Intel to Fab Altera FPGAs with ARM IPby Jarred Walton on October 30, 2013 3:11 PM EST
In a story posted today on EETimes, Altera announced at the ARM Developers Conference that they have entered into a partnership with Intel to have their next generation 64-bit ARM chips produced at Intel’s fabs. According to the report, Altera will be using Intel's upcoming 14nm FinFET process technology to manufacture a Cortex-A53 quad-core SoC, which will be surrounded by FPGA logic.
The Intel/Altera partnership was first announced back in February 2013, and it's worth noting that FPGAs are not an area where Intel currently competes. Even though ARM logic will be on the new chips, this likely won't lead to direct competition with Intel's own chips. The bigger deal of course is that while Intel's 22nm process would give anyone willing to pay Intel’s price a leg up on the competition, 14nm is a full step ahead of the competition.
Intel has apparently inked deals with other companies as well. The Inquirer has this quote from an Intel spokesperson: “We have several design wins thus far and the announcement with Altera in February is an important step towards Intel's overall foundry strategy. Intel will continue to be selective on customers we will enable on our leading edge manufacturing process.”
The key there is the part about being “selective”, but I would guess it’s more a question of whether a company has the volume as well as the money to pay Intel, rather than whether or not Intel would be willing to work with them. There are many possibilities – NVIDIA GPUs on Intel silicon would surely be interesting, and given that AMD has gone fabless as well we could also see their future CPUs/GPUs fabbed by Intel. There are many other ARM companies as well (Qualcomm), not to mention Apple. But those are all more or less in direct competition with Intel's own processors, so unless we're talking about potential x86 or Quark licensees, it's tough to predict where this will lead.
If we take things back another step, the reality of the semiconductor business is that fabs are expensive to build and maintain. Then they need to be updated every couple of years to the latest technology, or at least new fabs need to be built to stay competitive. If you can’t run your fabs more or less at capacity, you start to fall behind on all fronts. If Intel can more than utilize all of their fabrication assets, it’s a different story, but that era appears to be coming to a close.

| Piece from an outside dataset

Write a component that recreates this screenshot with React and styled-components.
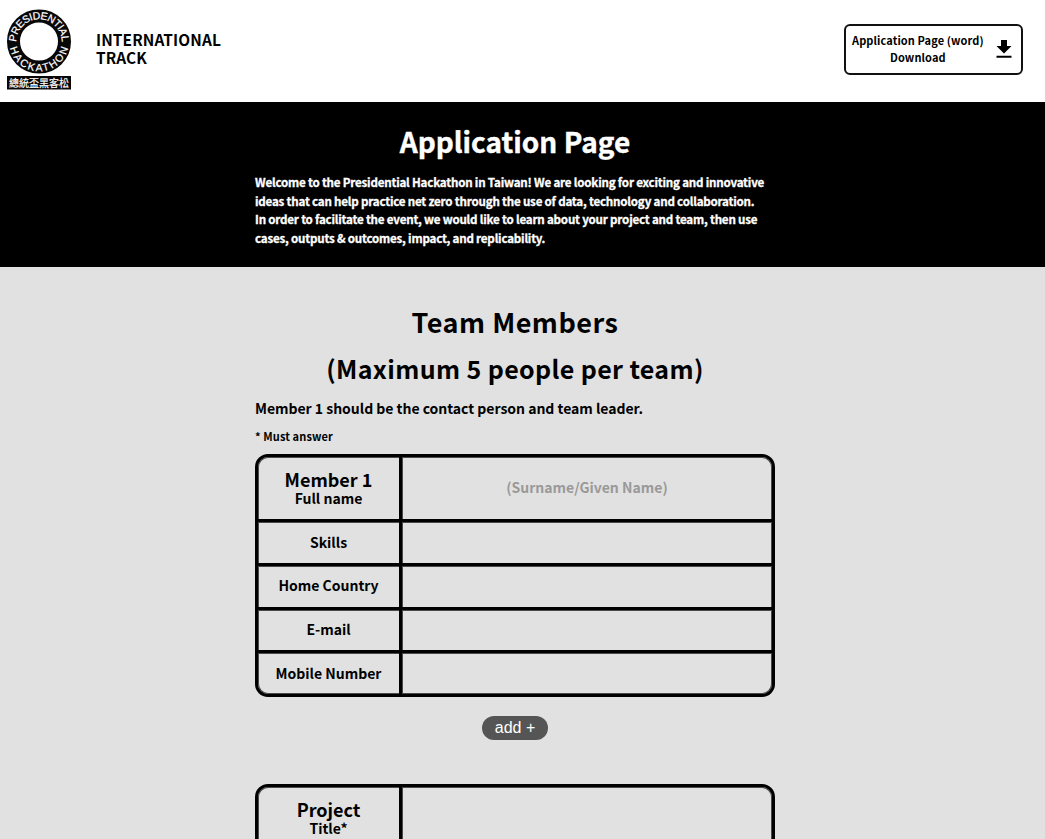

The reason for this is pretty simple. We’re seeing a major plateau in terms of the computing performance most people need on a regular basis these days. Give me an SSD and I am perfectly fine running most of my everyday tasks on an old Core 2 Duo or Core 2 Quad. The difference between Bloomfield, Sandy Bridge, Ivy Bridge, and Haswell processors is likewise shrinking each generation – my i7-965X that I’m typing this on continues to run very well, thank you very much! If people and businesses aren’t upgrading as frequently, then you need to find other ways to keep your fabs busy, and selling production to other companies is the low hanging fruit.
Regardless of the reasons behind the move, this potentially marks a new era in Intel fabrication history. It will be interesting to see what other chips end up being fabbed at Intel over the next year or two. Will we see real competitors and not just FPGA chips fabbed at Intel? Perhaps some day, but probably not in the short term.